26 mar 2011

EL SACERDOCIO, en la experiencia de Pavel Florenski.



“El acto de la imposición de las manos me ha asombrado, me ha golpeado hasta hacerme sudar, me ha hecho casi perder conciencia de todo aquello que pasaba a mi alrededor”.

De joven, Floreski no tuvo la posibilidad de acercarse al sacerdote de su país. En efecto, la única “religion” a la cual se introdujo por sus padres era su misma familia, dentro de la cual había un único “sacerdote”: su padre, siervo amante del “paraíso” familiar sin Dios. Sin embargo le basto observar de lejos aquel desconocido hombre de Iglesia que, después de la liturgia, distribuía el pan bendito, para ser invadido de un sagrado temor e irresistible curiosidad.

Cuando, después de un largo periodo de búsqueda interior, Florenski, ya profesor de filosofía en la academia Teológica, decide hacerse sacerdote, la reacción de los suyos fue negativa. Pero con su elección había restaurado la antigua tradición de la familia paterna, que en el pasado había dado la iglesia ortodoxa muchos sacerdotes, en la diócesis de Kostroma. También por este motivo vivió su ordenación, celebrada el 24 de abril de 1911, como un retorno a la “tierra nativa”. Recordando aquel día, el neo sacerdote escribirá a Rozanov: “un mundo interior inexpresable, inefable, incomprensible a mí mismo me ha inundado el alma, el corazón, el cuerpo. Exteriormente es todo como antes: me irrito, me enojo, estaba descontento. Pero en la profundidad de mi alma es como si este evento, este logro, su finalidad ha anidado y ahora está madurando en una nueva vida. Siento estar de vuelta a mis raíces.”
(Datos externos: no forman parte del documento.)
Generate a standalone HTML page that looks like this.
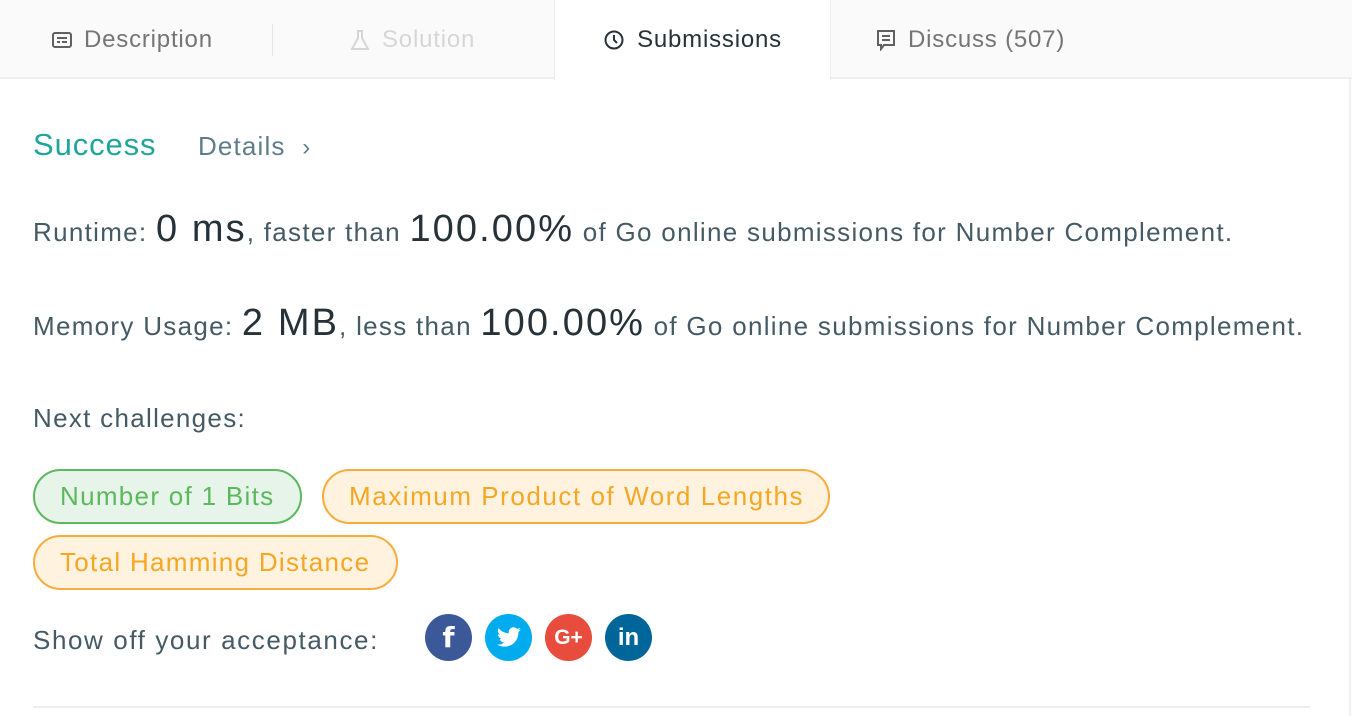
<!DOCTYPE html>
<html><head><meta charset="utf-8"><style>
*{margin:0;padding:0;box-sizing:border-box}
body{width:1352px;height:716px;background:#fff;font-family:"Liberation Sans",sans-serif;color:#455a64;position:relative;overflow:hidden}
.bar{position:absolute;left:0;top:0;width:1352px;height:79px;background:#fafafa;border-bottom:2px solid #eee}
.tab{position:absolute;top:0;height:79px;display:flex;align-items:center;font-size:24px;color:#757575;letter-spacing:.8px}
.tab svg{margin-right:12px}
.active{background:#fff;left:554px;width:277px;justify-content:center;border-left:1px solid #eee;border-right:1px solid #eee;color:#263238;height:80px}
.sep{position:absolute;left:272px;top:24px;width:1px;height:32px;background:#e6e6e6}
.abs{position:absolute;white-space:nowrap}
.t{font-size:26px;letter-spacing:1.3px}
.big{font-size:38px;color:#263238;letter-spacing:2.1px}
.pill{position:absolute;height:55px;border-radius:28px;font-size:26px;display:flex;align-items:center;padding-left:25px;letter-spacing:1.3px}
.g{background:#e6f4ea;border:2px solid #5cb85c;color:#5cb85c}
.o{background:#fff3e0;border:2px solid #f8ac3c;color:#f5a623}
.c{position:absolute;top:614px;width:47px;height:47px;border-radius:50%;color:#fff;font-weight:bold;display:flex;align-items:center;justify-content:center}
</style></head><body>
<div class="bar"></div>
<div class="tab" style="left:52px"><svg width="20" height="18" viewBox="0 0 20 18"><rect x="1" y="2" width="18" height="14" rx="2" fill="none" stroke="#616161" stroke-width="2"/><rect x="5" y="6" width="10" height="2" fill="#616161"/><rect x="5" y="10" width="3" height="2" fill="#616161"/><rect x="10" y="10" width="5" height="2" fill="#616161"/></svg>Description</div>
<div class="sep"></div>
<div class="tab" style="left:350px;color:#d6d6d6"><svg width="20" height="22" viewBox="0 0 20 22"><path d="M7 2h6M8 2v7L2 20h16L12 9V2" fill="none" stroke="#d6d6d6" stroke-width="2"/></svg>Solution</div>
<div class="tab active"><svg width="22" height="22" viewBox="0 0 22 22"><circle cx="11" cy="11" r="8.5" fill="none" stroke="#263238" stroke-width="2"/><path d="M11 6v5l3 3" fill="none" stroke="#263238" stroke-width="2"/></svg>Submissions</div>
<div class="tab" style="left:876px"><svg width="20" height="22" viewBox="0 0 20 22"><path d="M2 2h16v14H8l-3 4v-4H2z" fill="none" stroke="#616161" stroke-width="2"/><path d="M6 7h8M6 11h8" stroke="#616161" stroke-width="2"/></svg>Discuss (507)</div>
<div class="abs" style="left:1349px;top:79px;width:2px;height:637px;background:#f0f0f0"></div>

<div class="abs" style="left:33px;top:127px;font-size:31px;color:#1fa69a;letter-spacing:.9px">Success</div>
<div class="abs t" style="left:198px;top:131px;color:#607d8b;letter-spacing:1.15px">Details&nbsp;&nbsp;<span style="font-size:24px">›</span></div>

<div class="abs t" style="left:33px;top:208px">Runtime: <span class="big">0 ms</span>, faster than <span class="big">100.00%</span> of Go online submissions for Number Complement.</div>
<div class="abs t" style="left:33px;top:302px">Memory Usage: <span class="big">2 MB</span>, less than <span class="big">100.00%</span> of Go online submissions for Number Complement.</div>
<div class="abs t" style="left:33px;top:403px">Next challenges:</div>

<div class="pill g" style="left:33px;top:469px;width:269px">Number of 1 Bits</div>
<div class="pill o" style="left:322px;top:469px;width:508px;letter-spacing:1.55px">Maximum Product of Word Lengths</div>
<div class="pill o" style="left:33px;top:535px;width:365px">Total Hamming Distance</div>

<div class="abs t" style="left:33px;top:625px;letter-spacing:1.6px">Show off your acceptance:</div>
<div class="c" style="left:425px;background:#3b5998;font-size:28px;font-family:'DejaVu Sans',sans-serif">f</div>
<div class="c" style="left:485px;background:#00aced"><svg width="26" height="22" viewBox="0 0 24 20"><path d="M23 2.3c-.8.4-1.7.6-2.6.7.9-.6 1.6-1.4 2-2.5-.9.5-1.9.9-2.9 1.1A4.5 4.5 0 0 0 11.8 5.7 12.9 12.9 0 0 1 2.4 1a4.5 4.5 0 0 0 1.4 6c-.7 0-1.4-.2-2-.6 0 2.2 1.6 4 3.6 4.5-.7.2-1.4.2-2 .1.6 1.8 2.3 3.1 4.2 3.1A9.1 9.1 0 0 1 .9 16c2 1.3 4.4 2 6.9 2 8.3 0 12.9-6.9 12.9-12.9v-.6c.9-.6 1.6-1.4 2.3-2.2z" fill="#fff"/></svg></div>
<div class="c" style="left:545px;background:#e74c3c;font-size:21px">G+</div>
<div class="c" style="left:605px;background:#006699;font-size:24px">in</div>

<div class="abs" style="left:33px;top:706px;width:1277px;height:2px;background:#eee"></div>
</body></html>
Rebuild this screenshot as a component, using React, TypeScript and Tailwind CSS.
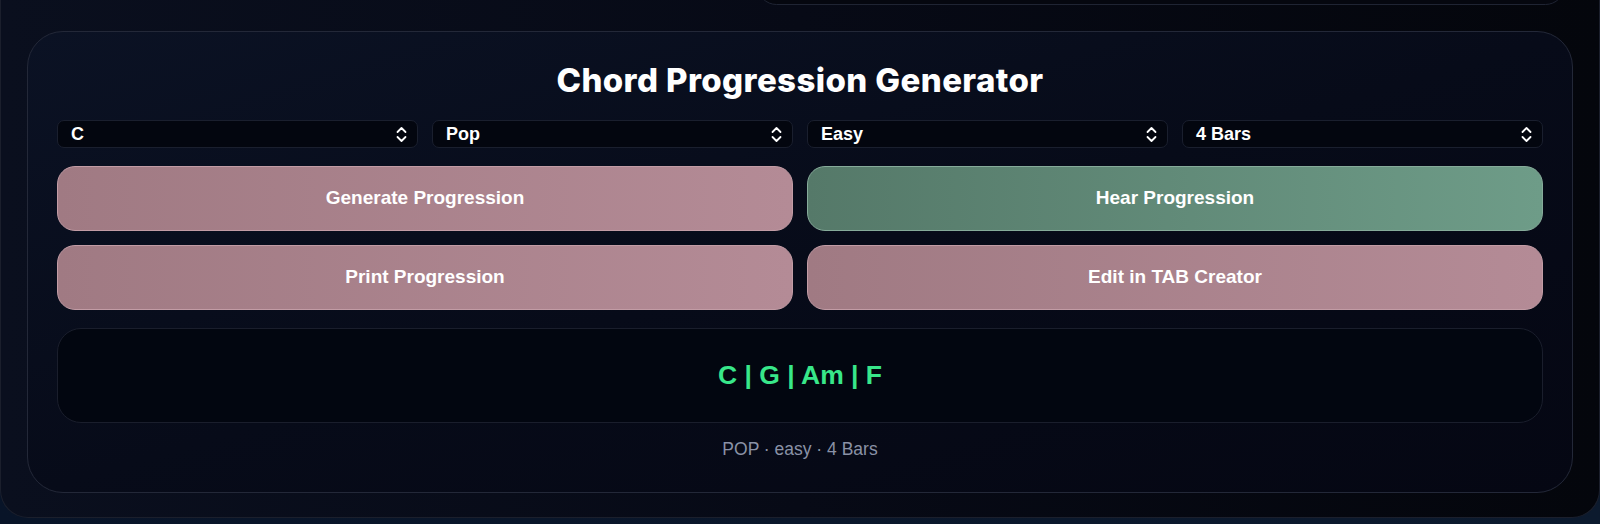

Florenski no ejerció su ministerio en parroquia. Lo que le atrajo del sacerdocio era otra cosa: vivir, en la celebración del culto, la experiencia extraordinaria del encuentro entre “dos mundos”; de pie en el altar y allí, como el centro de un potente vértice, asistir al descenso real de Dios al mundo y, juntos, el real arrebatamiento de la realidad visible a su idea: El cielo. “Es como si los elementos de la realidad sensible fueran destruidos por el torbellino que cayó sobre él, doblado por una fuerza incomprensible, desmembrado y recompuesto para ser reunificado en nuevos signos todavía indescifrables, nunca antes vistos, del mundo del misterio”, dijo un día a sus alumnos. No sabía que unos pocos años después, a causa de la persecución de los ministros de la Iglesia, no podrá celebrar más la divina liturgia. El hecho es, sin embargo, que nunca estará alejado de la mística del alma sacerdotal, que era convertida ahora como el “centro espiritual de su personalidad, el sol que iluminara todos sus dotes” (Bulgakov) y que le permitirá orientarse en las pruebas difíciles de la vida.